August 23, 2005

Tar heel, Brahmin; edited, unedited; whatever...

In today's WSJ, Philip Howard has a review (subscribers only) of the new edition of "Webster's New World College Dictionary". Howard is a writer at the London Times, and he takes the opportunity to meditate on differences between British and American varieties of English, sprinkling his review with gracious little transatlantic compliments that are so forced as to seem almost like insults:

"It may be painful for a Little Englander to admit, but Webster leads Oxford in priority, in the same way that the U.S. leads the U.K. in technology, fashion, and the thousand other variables that make up modern living."

Another dribble of soft soap:

"We can conclude (e.g., from rhymes) that the pronunciation of Shakespeare was closest to that of a Boston Brahmin."

But the BBC told us not long ago that original-accent Shakespearean English is "completely intelligible if you happen to come from North Carolina".

However, I don't think we should trouble ourselves examining Howard's scholarship too deeply. He ends his review with some remarks on the virtues of printed books over on-line text, and the benefits of editing, which he demonstrates by telling a funny story about the bad things that happen when something is published without being edited.
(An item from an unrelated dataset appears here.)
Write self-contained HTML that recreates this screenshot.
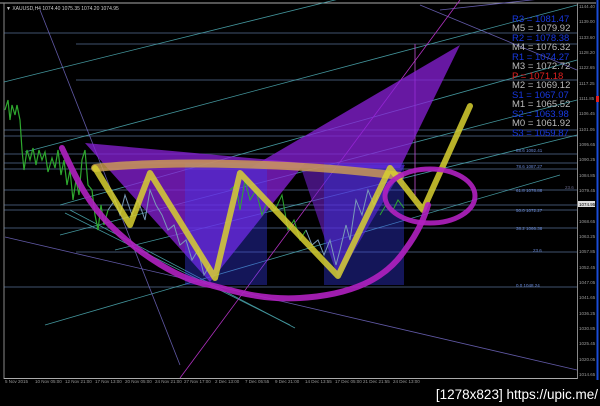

Oops, make that a funny story about the bad things that happen when something is subjected to editing....

I trust books from a reputable house to have been edited: I don't trust anything on the Internet. At the London Times we have a correspondent called Brian Cosker, the economics head of a group of English schools, who writes to us from Baldock in Hertfordshire. A copy editor in a hurry ran his letter through Spellcheck and Mr. Cosker appeared in print as "Drain Coaster from Padlock." What Mr. Cosker thought of that, you can be sure, will never make it into Webster's. 

This one of those stories that sounds good over a pint, but seems increasingly implausible if you think about it seriously. I tried searching the Times archive, which is unaware of any articles authored by "Drain Coaster" since the start of the archive in 1985. I rather doubt that an editor would have run "Spellcheck" over submitted copy at the Times, in a hurry or otherwise, before 1985. So either Mr. Howard is embroidering, or the on-line version has been corrected.

In any case, his logic is odd. He trusts books from reputable houses, because they are edited; but he doesn't trust "anything on the internet", because a Times editor once turned Brian Coster from Baldock into Drain Coaster from Padlock. Should we conclude that the Times is not "a reputable house"? Surely not -- rather, it seems that Mr. Howard is angling for the prestigious Michael Gorman Prize for Pleistocene Punditry, and lost the thread of his argument while trying to maximize the number of pokes at computers and the internet he could fit into the few dozen words available to him.

Philip Howard's normal beat seems to be the Modern Manners column, which makes sense, since logic and historical accuracy are less relevant to advice about etiquette than they are in other areas of modern journalism.